(Work instructions) Your task is to repeat the lines below exactly, excluding any pictures they contain.

--------------------------------

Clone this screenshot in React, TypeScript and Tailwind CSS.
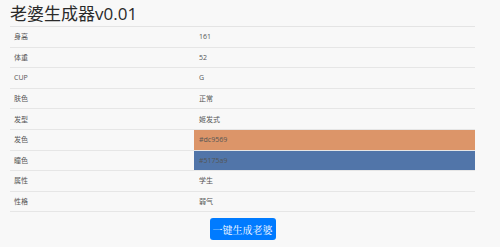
import React from 'react';

type Row = { label: string; value: string; color?: string };

const ROWS: Row[] = [
  { label: '身高', value: '161' },
  { label: '体重', value: '52' },
  { label: 'CUP', value: 'G' },
  { label: '肤色', value: '正常' },
  { label: '发型', value: '姬发式' },
  { label: '发色', value: '#dc9569', color: '#dc9569' },
  { label: '瞳色', value: '#5175a9', color: '#5175a9' },
  { label: '属性', value: '学生' },
  { label: '性格', value: '弱气' },
];

const App: React.FC = () => {
  return (
    <div className="w-[500px] h-[247px] bg-[#f8f8f8] overflow-hidden font-['Open_Sans','Noto_Sans_CJK_SC',sans-serif] text-[#333]">
      <div className="pl-[10px] pr-[25px]">
        <h1 className="h-[26px] pt-[4px] text-[17px] leading-[20px] font-normal text-[#2a2a2a]">老婆生成器v0.01</h1>

        <div className="border-t border-[#e4e4e4]">
          {ROWS.map((row, idx) => (
            <div key={idx} className="grid grid-cols-[184px_1fr] h-[20.6px] border-b border-[#e6e6e6] text-[7px] leading-none text-[#555]">
              <div className="flex items-center pl-[4px]">{row.label}</div>
              <div
                className="flex items-center pl-[5px]"
                style={row.color ? { backgroundColor: row.color } : undefined}
              >
                {row.value}
              </div>
            </div>
          ))}
        </div>

        <div className="flex justify-center pt-[6px]">
          <button className="w-[66px] h-[22px] rounded-[3px] bg-[#007bff] text-white text-[10px] font-['Noto_Serif_CJK_SC','Liberation_Serif',serif] flex items-center justify-center">
            一键生成老婆
          </button>
        </div>
      </div>
    </div>
  );
};

export default App;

--------------------------------

(Task solution)
Clone this screenshot in React, TypeScript and Tailwind CSS.
import React from 'react';

type Row = { label: string; value: string; color?: string };

const ROWS: Row[] = [
  { label: '身高', value: '161' },
  { label: '体重', value: '52' },
  { label: 'CUP', value: 'G' },
  { label: '肤色', value: '正常' },
  { label: '发型', value: '姬发式' },
  { label: '发色', value: '#dc9569', color: '#dc9569' },
  { label: '瞳色', value: '#5175a9', color: '#5175a9' },
  { label: '属性', value: '学生' },
  { label: '性格', value: '弱气' },
];

const App: React.FC = () => {
  return (
    <div className="w-[500px] h-[247px] bg-[#f8f8f8] overflow-hidden font-['Open_Sans','Noto_Sans_CJK_SC',sans-serif] text-[#333]">
      <div className="pl-[10px] pr-[25px]">
        <h1 className="h-[26px] pt-[4px] text-[17px] leading-[20px] font-normal text-[#2a2a2a]">老婆生成器v0.01</h1>

        <div className="border-t border-[#e4e4e4]">
          {ROWS.map((row, idx) => (
            <div key={idx} className="grid grid-cols-[184px_1fr] h-[20.6px] border-b border-[#e6e6e6] text-[7px] leading-none text-[#555]">
              <div className="flex items-center pl-[4px]">{row.label}</div>
              <div
                className="flex items-center pl-[5px]"
                style={row.color ? { backgroundColor: row.color } : undefined}
              >
                {row.value}
              </div>
            </div>
          ))}
        </div>

        <div className="flex justify-center pt-[6px]">
          <button className="w-[66px] h-[22px] rounded-[3px] bg-[#007bff] text-white text-[10px] font-['Noto_Serif_CJK_SC','Liberation_Serif',serif] flex items-center justify-center">
            一键生成老婆
          </button>
        </div>
      </div>
    </div>
  );
};

export default App;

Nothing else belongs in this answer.